The sanction-related huge changes in the global fishing industry are opening up new opportunities to meet new challenges.
SEAFOOD EXPO EURASIA is one of them as a new event that aims to connect fishing companies and fishery-related communities from around the world and help them work more closely together.
The exhibition will be held in Istanbul on December 7-9 and will bring together participants from Europe and Asia, Africa and Latin America.
Countries on the African Atlantic coast are showing particular interest in the event, whose representatives plan to visit the exhibition to search for both new suppliers and new species of fish and seafood.

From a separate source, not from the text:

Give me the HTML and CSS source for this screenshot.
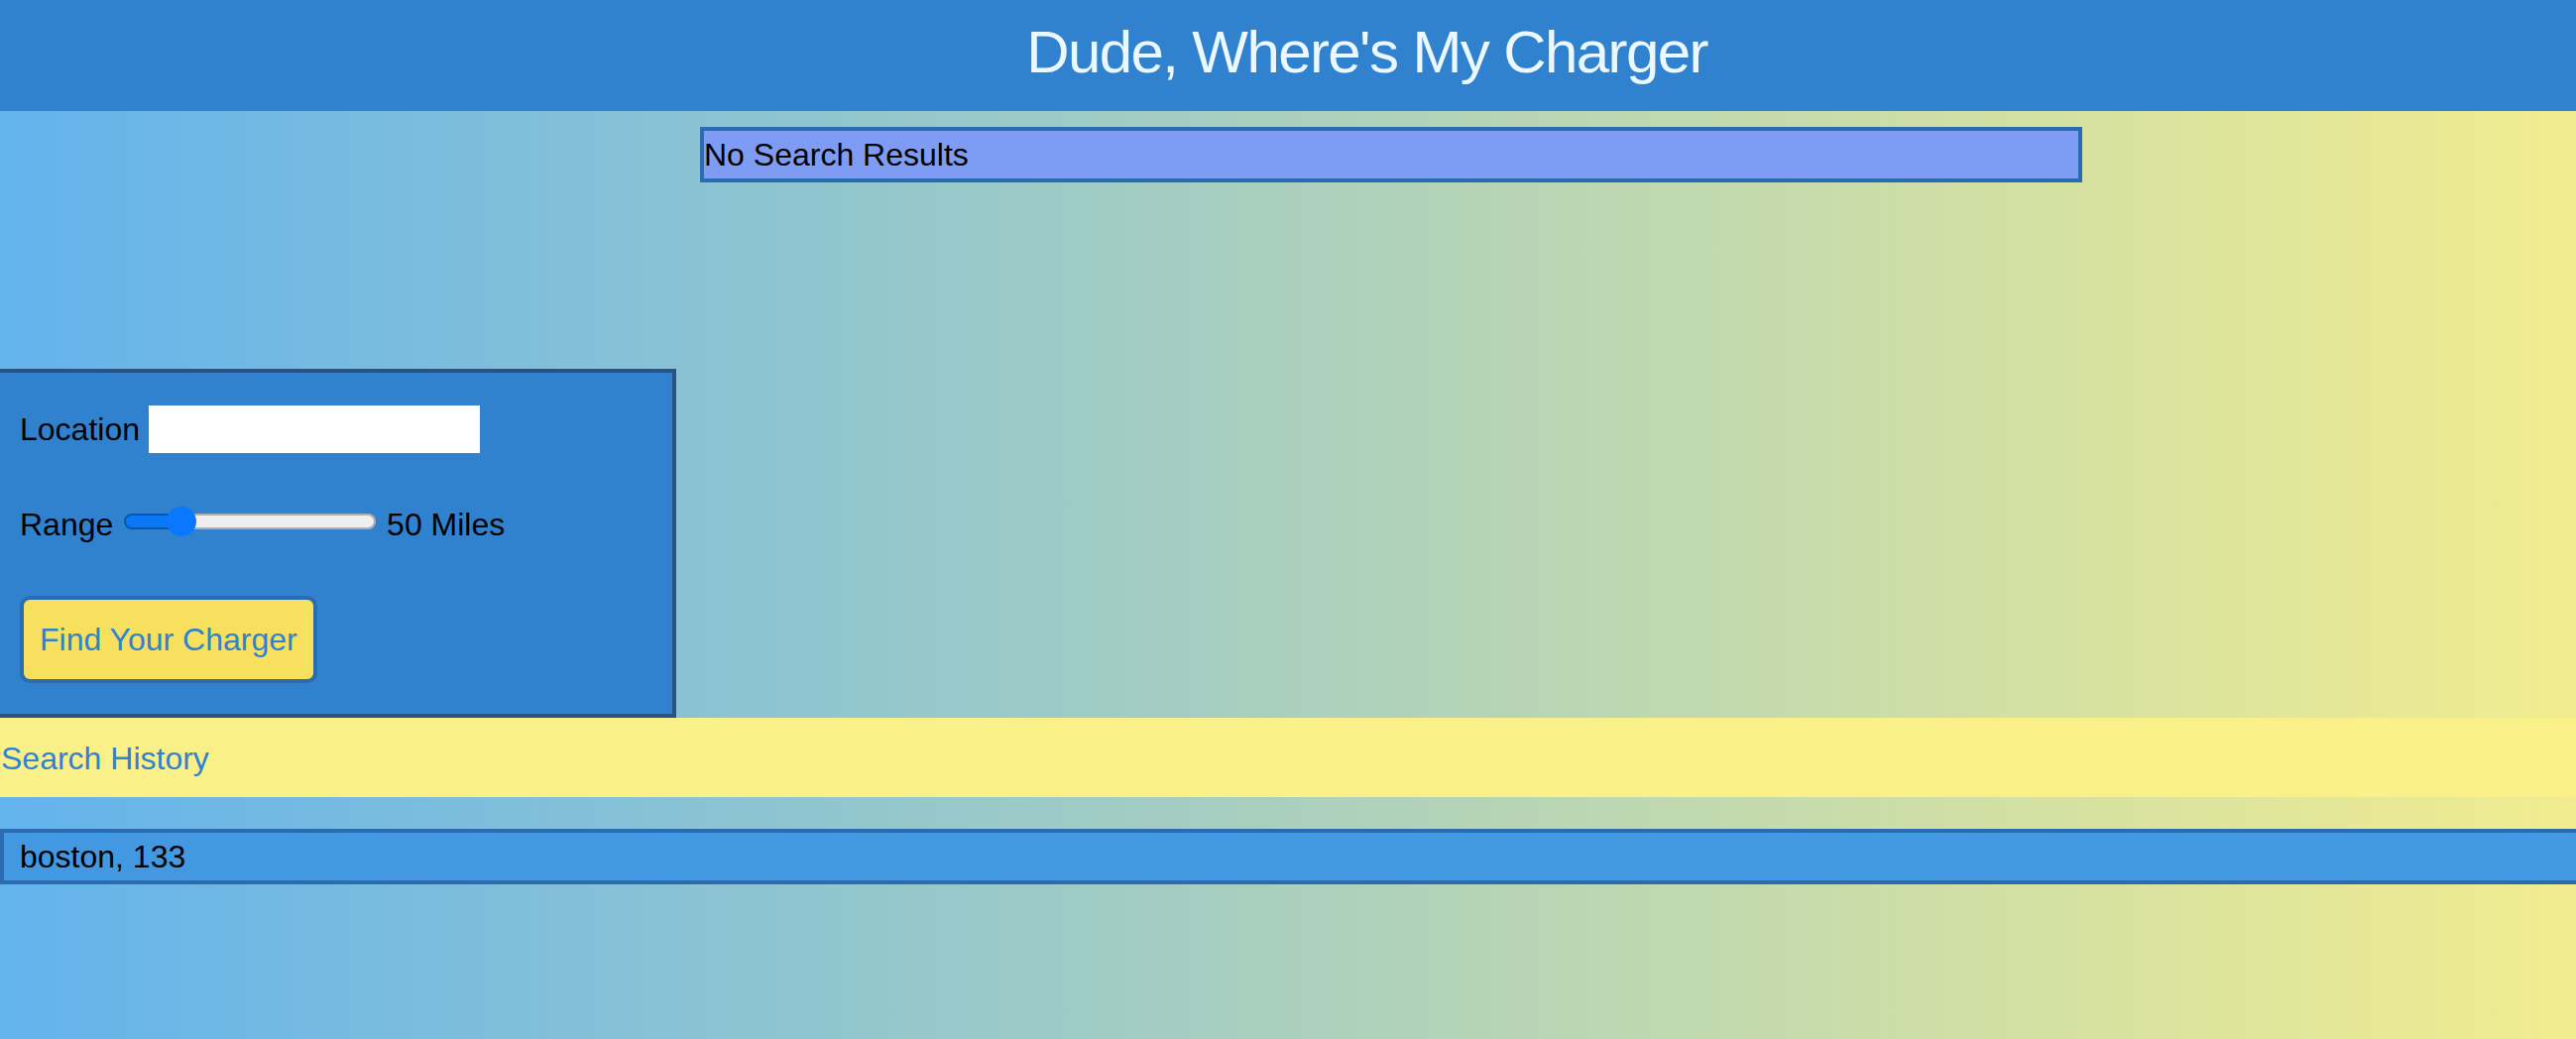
FILE: index.html
```html
<!DOCTYPE html>
<html lang="en">
<head>
<meta charset="utf-8">
<title>Dude, Where's My Charger</title>
<link rel="stylesheet" href="styles.css">
</head>
<body>
<div class="page">
  <header class="site-header">
    <h1 class="title">Dude, Where's My Charger</h1>
  </header>

  <section class="results">No Search Results</section>

  <form class="search-form">
    <div class="form-row">
      <label for="location">Location</label>
      <input id="location" class="location-input" type="text">
    </div>
    <div class="form-row">
      <label for="range">Range</label>
      <input id="range" class="range-input" type="range" min="0" max="260" value="50">
      <span class="range-value">50 Miles</span>
    </div>
    <button type="button" class="find-btn">Find Your Charger</button>
  </form>

  <div class="history-heading">Search History</div>

  <ul class="history-list">
    <li class="history-item">boston, 133</li>
  </ul>
</div>
</body>
</html>
```

FILE: styles.css
```css
* {
  box-sizing: border-box;
}

html,
body {
  margin: 0;
  padding: 0;
  overflow: hidden;
}

body {
  font-family: "Liberation Sans", Arial, sans-serif;
  font-size: 32px;
  line-height: 48px;
  color: #000;
}

.page {
  width: 100%;
  min-height: 1048px;
  background: linear-gradient(to right, #63b3ed 0, #faf089 2757px);
}

.site-header {
  background: #3182ce;
  padding: 17px 0 23px 159px;
  text-align: center;
}

.title {
  margin: 0;
  font-size: 60px;
  line-height: 72px;
  font-weight: normal;
  letter-spacing: -1.6px;
  color: #ebf8ff;
}

.results {
  margin: 16px 0 0 706px;
  width: 1394px;
  height: 56px;
  background: #7f9cf5;
  border: 4px solid #2b6cb0;
  line-height: 48px;
}

.search-form {
  margin: 188px 0 0;
  width: 682px;
  background: #3182ce;
  border: 4px solid #2c5282;
  border-left: 0;
  padding: 33px 16px 31px 20px;
  display: flex;
  flex-direction: column;
  align-items: flex-start;
  gap: 48px;
}

.form-row {
  height: 48px;
  line-height: 48px;
  white-space: nowrap;
}

.location-input {
  width: 334px;
  height: 48px;
  border: 0;
  padding: 0 4px;
  margin: 0;
  background: #fff;
  font: inherit;
  outline: none;
}

.range-input {
  -webkit-appearance: none;
  appearance: none;
  width: 254px;
  height: 30px;
  margin: 0 2px;
  padding: 0;
  background: transparent;
  vertical-align: -1px;
}

.range-input::-webkit-slider-runnable-track {
  height: 16px;
  border-radius: 8px;
  background: linear-gradient(to right, #0a77f5 0 23%, #efefef 23% 100%);
  box-shadow: inset 0 0 0 2px rgba(0, 0, 0, 0.27);
}

.range-input::-webkit-slider-thumb {
  -webkit-appearance: none;
  appearance: none;
  width: 30px;
  height: 30px;
  margin-top: -7px;
  border-radius: 50%;
  background: #0a78fe;
  border: 0;
}

.find-btn {
  font: inherit;
  line-height: 48px;
  color: #3182ce;
  background: #f6e05e;
  border: 4px solid #2b6cb0;
  border-radius: 10px;
  padding: 16px;
  margin: 0;
  cursor: pointer;
}

.history-heading {
  background: #faf089;
  color: #3182ce;
  padding: 17px 0 15px 1px;
  line-height: 48px;
}

.history-list {
  list-style: none;
  margin: 32px 0 0;
  padding: 0;
}

.history-item {
  background: #4299e1;
  border: 4px solid #2b6cb0;
  border-right: 0;
  padding: 1px 16px 0;
  height: 56px;
  line-height: 47px;
}
```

There are good reasons for this. Fisheries production and seafood consumption in Africa have showed sustained growth over the past decade.
As a result, Africa's annual fish imports have increased sixfold since 2000 and are valued at $6 billion now.
Fish and seafood make up around 30 percent of Africa's total overseas supply, with consumption dominated by mackerel, blue whiting, herring and other pelagic species.
But the consumption structure is changing now.
In the first half of 2023, pollock fillets were supplied to Liberia, and frozen herring was exported to Liberia, Togo and Niger. None of these countries imported significant volumes of fish and seafood a year ago.
Moreover, fisheries experts believe the supply of fish and seafood to Africa can grow significantly in the coming years.
These ambitious figures may well become a reality, given the interest of African countries in inexpensive fish products offered by fisheries companies trying to increase exports of pollock, cod, catfish, haddock, perch, flounder and other whitefish.
In addition, measures taken to support exports to least developed countries, including a number of countries on the African continent, the Middle East and Southeast Asia, can also play an important role in expanding cooperation between Africa and fishing industry leaders.
SEAFOOD EXPO EURASIA makes a new opportunity in order to realize the existing potential for expanding their presence in the African seafood market.
Inexpensive canned fish products can also become an impetus for expanding business cooperation with seafood buyers and producers in Africa in the context of a rapidly changing global fishing industry and seafood trade.
For the interaction of Seafood Expo Eurasia exhibitors with the authorities and businesses of African countries, an agreement on support was reached with COMHAFAT/ATLAFCO – the Ministerial Conference on Fisheries Cooperation among African States bordering the Atlantic Ocean.
Representatives of 22 countries, including Cameroon, Nigeria, Namibia, Congo, Senegal, and Morocco, are already preparing for a meeting with fisheries enterprises. Companies from Morocco will also take part in the exhibition as part of a joint stand.
Turkey can play a game in new fisheries cooperation by offering convenient infrastructure and the advantages of its geographical location.